» THE EXERCISE
Extract all lines containing "React".

» DATASET CONTENT
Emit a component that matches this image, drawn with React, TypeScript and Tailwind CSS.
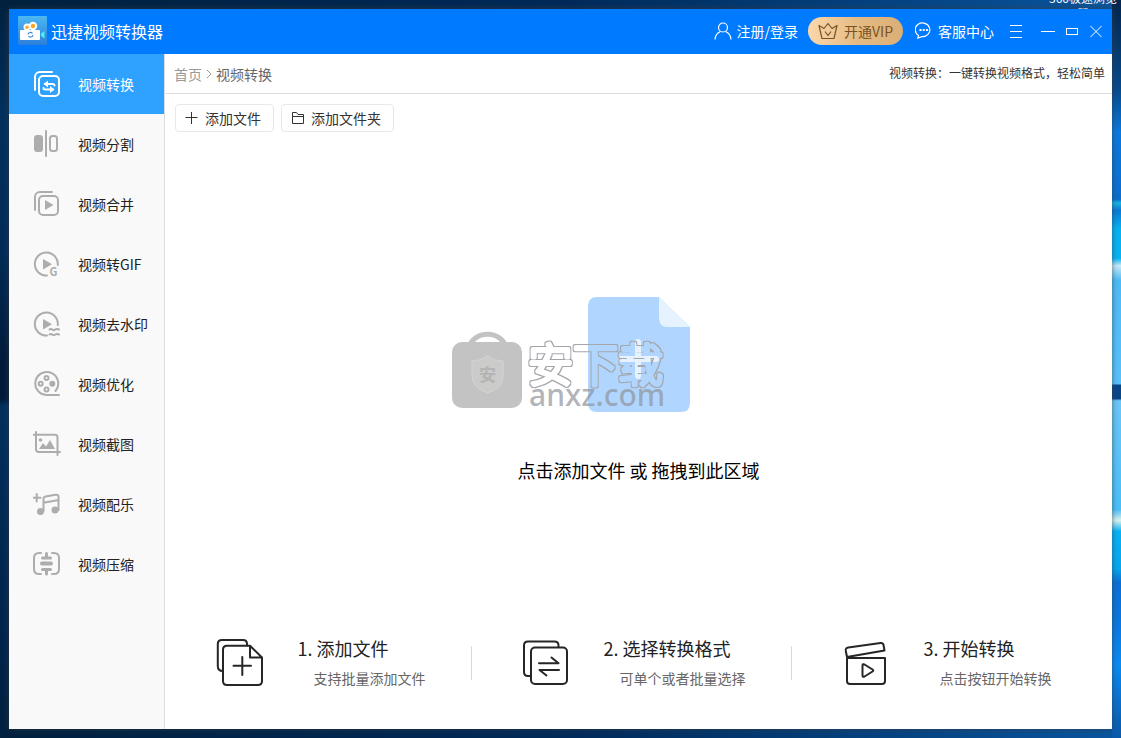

==

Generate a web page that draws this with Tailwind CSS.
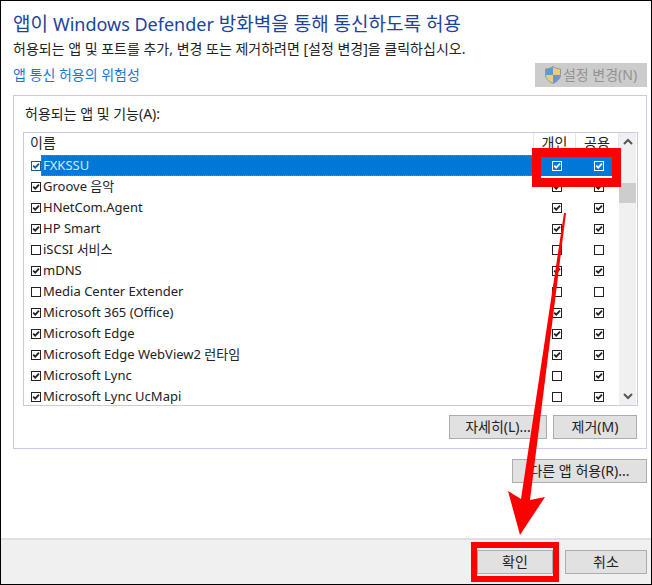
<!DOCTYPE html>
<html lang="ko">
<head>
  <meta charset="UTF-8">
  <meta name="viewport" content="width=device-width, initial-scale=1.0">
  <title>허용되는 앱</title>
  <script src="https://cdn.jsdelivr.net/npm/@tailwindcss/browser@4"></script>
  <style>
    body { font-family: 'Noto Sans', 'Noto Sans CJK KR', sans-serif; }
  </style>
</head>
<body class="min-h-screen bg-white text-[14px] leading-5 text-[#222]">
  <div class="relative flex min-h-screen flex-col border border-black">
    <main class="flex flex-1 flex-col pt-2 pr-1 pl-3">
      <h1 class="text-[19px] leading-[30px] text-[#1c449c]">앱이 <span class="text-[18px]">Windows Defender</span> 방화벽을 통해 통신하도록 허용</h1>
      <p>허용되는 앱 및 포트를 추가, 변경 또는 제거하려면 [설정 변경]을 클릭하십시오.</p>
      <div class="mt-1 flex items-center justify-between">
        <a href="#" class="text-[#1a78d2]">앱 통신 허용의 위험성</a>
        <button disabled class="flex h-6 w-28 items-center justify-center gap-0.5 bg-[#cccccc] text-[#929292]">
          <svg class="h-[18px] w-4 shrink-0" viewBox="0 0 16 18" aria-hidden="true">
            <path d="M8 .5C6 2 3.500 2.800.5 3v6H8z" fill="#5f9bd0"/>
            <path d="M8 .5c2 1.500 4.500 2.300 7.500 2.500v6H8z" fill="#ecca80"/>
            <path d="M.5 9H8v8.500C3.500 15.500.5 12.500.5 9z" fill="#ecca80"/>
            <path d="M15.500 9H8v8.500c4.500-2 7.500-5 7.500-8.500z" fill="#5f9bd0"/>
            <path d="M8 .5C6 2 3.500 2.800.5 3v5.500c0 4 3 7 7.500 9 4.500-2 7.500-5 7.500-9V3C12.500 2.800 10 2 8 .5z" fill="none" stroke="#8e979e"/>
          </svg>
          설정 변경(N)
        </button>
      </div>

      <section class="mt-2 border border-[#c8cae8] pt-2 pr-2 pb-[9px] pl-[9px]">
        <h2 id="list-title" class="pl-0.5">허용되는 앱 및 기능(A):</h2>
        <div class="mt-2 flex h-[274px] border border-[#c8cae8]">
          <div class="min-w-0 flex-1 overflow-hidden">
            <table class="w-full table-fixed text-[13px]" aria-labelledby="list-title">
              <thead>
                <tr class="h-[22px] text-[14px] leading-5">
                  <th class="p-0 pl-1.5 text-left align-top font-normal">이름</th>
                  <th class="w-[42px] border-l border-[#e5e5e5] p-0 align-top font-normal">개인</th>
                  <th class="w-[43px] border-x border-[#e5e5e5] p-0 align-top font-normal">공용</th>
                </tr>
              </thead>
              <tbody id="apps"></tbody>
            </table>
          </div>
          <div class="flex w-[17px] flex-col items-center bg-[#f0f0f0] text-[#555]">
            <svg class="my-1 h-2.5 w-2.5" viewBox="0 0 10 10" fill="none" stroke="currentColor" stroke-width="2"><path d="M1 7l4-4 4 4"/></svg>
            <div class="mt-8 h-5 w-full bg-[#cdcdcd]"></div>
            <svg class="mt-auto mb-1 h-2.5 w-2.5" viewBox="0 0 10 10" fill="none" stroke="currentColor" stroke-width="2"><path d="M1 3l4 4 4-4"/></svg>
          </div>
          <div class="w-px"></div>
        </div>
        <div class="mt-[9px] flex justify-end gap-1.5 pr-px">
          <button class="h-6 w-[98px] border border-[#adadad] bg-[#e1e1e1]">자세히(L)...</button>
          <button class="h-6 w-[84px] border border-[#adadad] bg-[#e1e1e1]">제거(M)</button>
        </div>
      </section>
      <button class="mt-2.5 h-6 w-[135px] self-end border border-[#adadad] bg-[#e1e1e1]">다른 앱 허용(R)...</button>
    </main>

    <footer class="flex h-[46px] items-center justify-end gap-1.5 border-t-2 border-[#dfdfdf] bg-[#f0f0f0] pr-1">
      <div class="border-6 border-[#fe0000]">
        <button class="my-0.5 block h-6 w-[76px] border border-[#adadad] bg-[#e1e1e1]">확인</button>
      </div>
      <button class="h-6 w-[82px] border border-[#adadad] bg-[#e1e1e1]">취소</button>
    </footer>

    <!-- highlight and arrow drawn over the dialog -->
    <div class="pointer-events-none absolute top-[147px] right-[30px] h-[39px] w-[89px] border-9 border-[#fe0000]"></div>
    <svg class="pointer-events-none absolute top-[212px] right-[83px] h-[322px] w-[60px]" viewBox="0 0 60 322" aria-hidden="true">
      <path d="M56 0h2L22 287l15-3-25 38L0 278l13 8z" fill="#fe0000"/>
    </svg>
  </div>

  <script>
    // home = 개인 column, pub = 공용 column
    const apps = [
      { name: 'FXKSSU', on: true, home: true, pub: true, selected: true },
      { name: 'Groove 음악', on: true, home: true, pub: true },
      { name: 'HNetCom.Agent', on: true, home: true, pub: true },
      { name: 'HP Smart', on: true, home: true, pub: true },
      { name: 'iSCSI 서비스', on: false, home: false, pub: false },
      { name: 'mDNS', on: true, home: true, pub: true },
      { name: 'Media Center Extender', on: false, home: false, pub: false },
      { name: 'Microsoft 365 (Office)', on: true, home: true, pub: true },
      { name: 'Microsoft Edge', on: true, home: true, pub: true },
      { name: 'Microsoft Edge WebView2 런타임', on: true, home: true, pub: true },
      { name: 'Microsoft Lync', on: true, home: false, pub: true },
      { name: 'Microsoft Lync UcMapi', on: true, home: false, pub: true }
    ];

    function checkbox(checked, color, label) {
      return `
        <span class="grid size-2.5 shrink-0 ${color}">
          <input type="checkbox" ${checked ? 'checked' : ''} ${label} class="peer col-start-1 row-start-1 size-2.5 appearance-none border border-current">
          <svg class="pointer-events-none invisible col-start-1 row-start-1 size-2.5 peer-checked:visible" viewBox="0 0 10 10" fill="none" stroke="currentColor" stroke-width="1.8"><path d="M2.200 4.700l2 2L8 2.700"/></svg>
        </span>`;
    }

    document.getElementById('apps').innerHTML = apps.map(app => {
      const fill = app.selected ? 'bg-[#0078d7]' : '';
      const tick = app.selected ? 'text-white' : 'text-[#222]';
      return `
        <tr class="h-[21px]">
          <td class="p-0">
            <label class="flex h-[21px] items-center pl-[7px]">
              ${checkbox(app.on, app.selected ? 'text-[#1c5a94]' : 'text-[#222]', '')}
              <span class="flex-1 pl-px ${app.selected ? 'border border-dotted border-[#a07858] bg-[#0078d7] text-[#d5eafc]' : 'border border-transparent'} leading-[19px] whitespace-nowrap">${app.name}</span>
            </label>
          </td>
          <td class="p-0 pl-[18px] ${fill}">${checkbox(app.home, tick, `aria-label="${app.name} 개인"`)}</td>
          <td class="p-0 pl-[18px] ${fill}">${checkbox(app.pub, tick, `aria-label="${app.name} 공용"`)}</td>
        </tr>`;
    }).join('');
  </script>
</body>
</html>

==

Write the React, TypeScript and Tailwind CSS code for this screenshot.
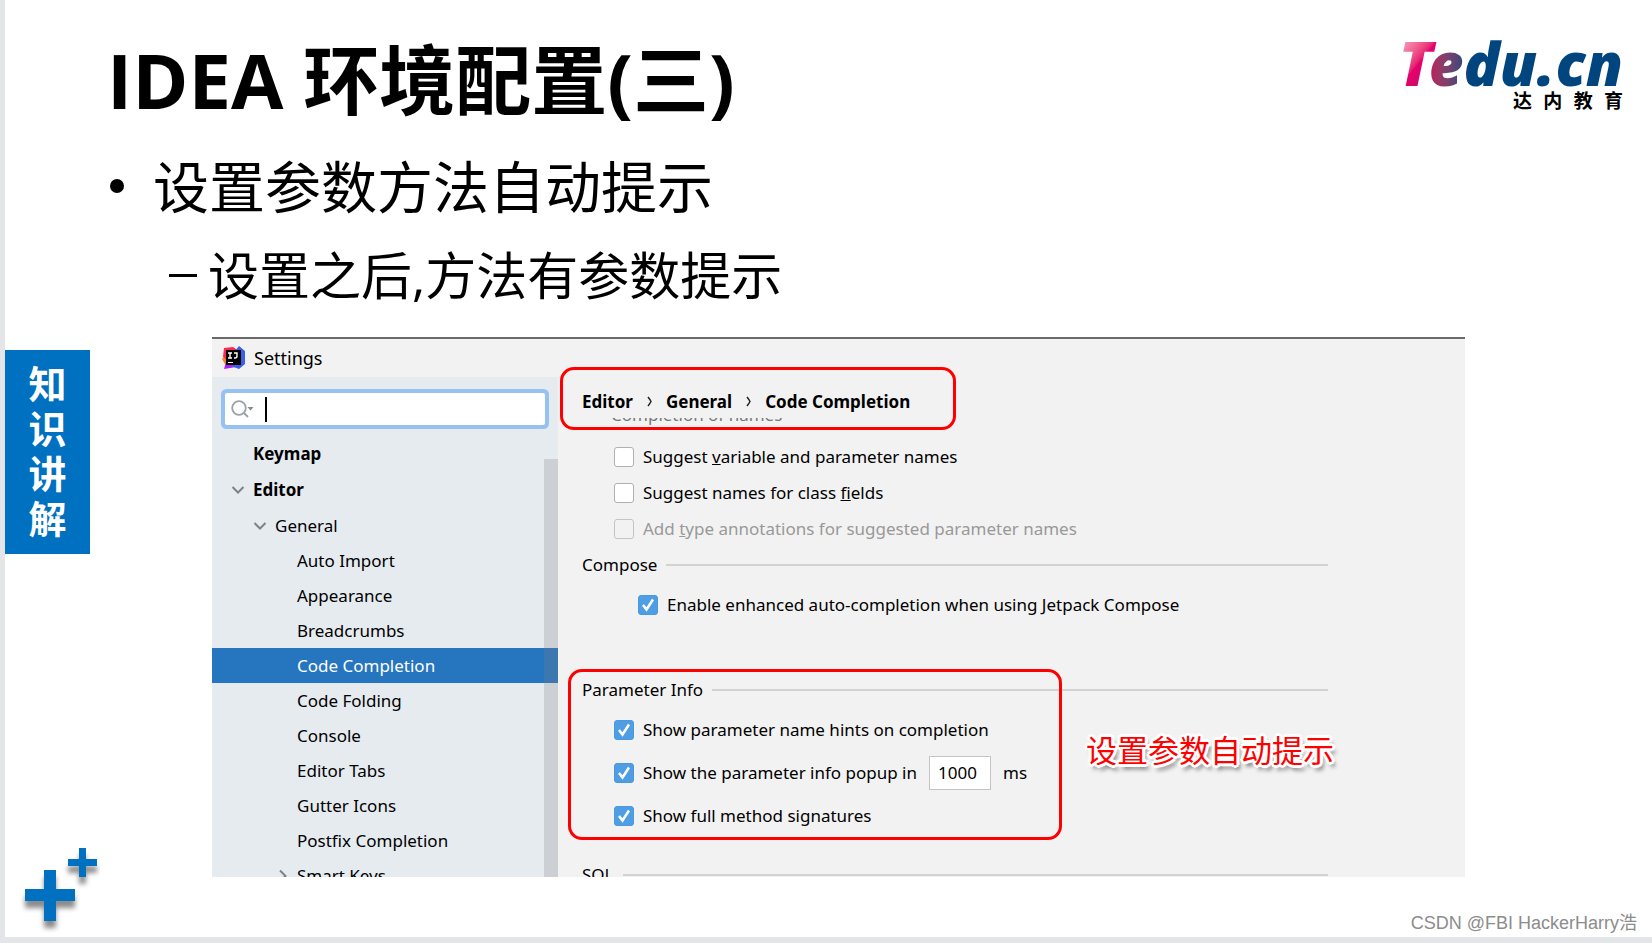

» ANSWER FOR THIS EXERCISE
Emit a component that matches this image, drawn with React, TypeScript and Tailwind CSS.
Write the React, TypeScript and Tailwind CSS code for this screenshot.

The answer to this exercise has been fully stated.